The framework generalizes to larger and higher-distance CE CSS codes, showing that fault tolerance and performance benefits extend as the code grows [(Lai et al., 14 Jul 2025), Theorem 1 & simulations].

6. Implications for Hardware and Quantum Architectures

The CE-preserving logical CNOT framework is particularly well suited to quantum processors dominated by collective coherent noise, such as quantum-optical systems with global fluctuations or architectures targeting low-decoherence through passive encoding constraints. Because CE codes and their CNOT gates never leave the excitation subspace, systems with excitation-number conservation laws—e.g., certain photonic, atom, or cavity QED hardware—can implement robust FTQEC without violating physical constraints.

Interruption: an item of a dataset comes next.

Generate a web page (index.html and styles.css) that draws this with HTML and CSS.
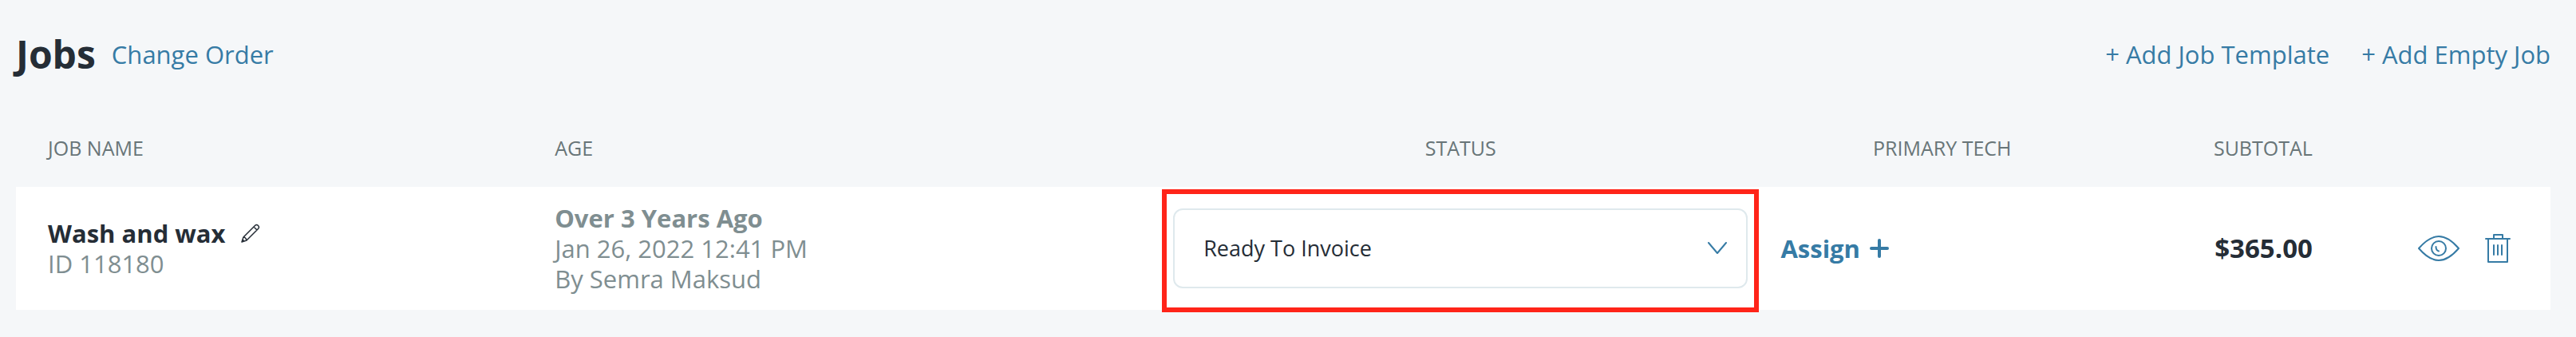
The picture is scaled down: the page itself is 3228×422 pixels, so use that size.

In contrast with standard stabilizer protocols, which require codewords and logical operations that do not conserve excitation number, CE-preserving architectures provide strong passive protection against a dominant class of noise channels (global phase rotations) while supporting high-threshold, practical quantum error correction in realistic device contexts.

7. Summary

CE-preserving logical CNOT gates form the cornerstone of a modern FTQEC framework for constant-excitation codes. They achieve this by using modified physical gate sequences (interleaving CNOT and zero-controlled-NOT gates, or appending collective $X$ flips) that ensure the code remains entirely within the constant-excitation subspace, even in the presence of Pauli or coherent errors. Modified syndrome extraction schemes deploy CE-compatible ancillas and gate layers, and a new simulation methodology enables performance prediction and threshold estimation under both stochastic and coherent noise. Minimal code implementations (such as the $[[12,1,3]]$ code) highlight the feasibility and robustness of the approach for scalable quantum processing, prominently in architectures subject to collective coherent noise (Lai et al., 14 Jul 2025).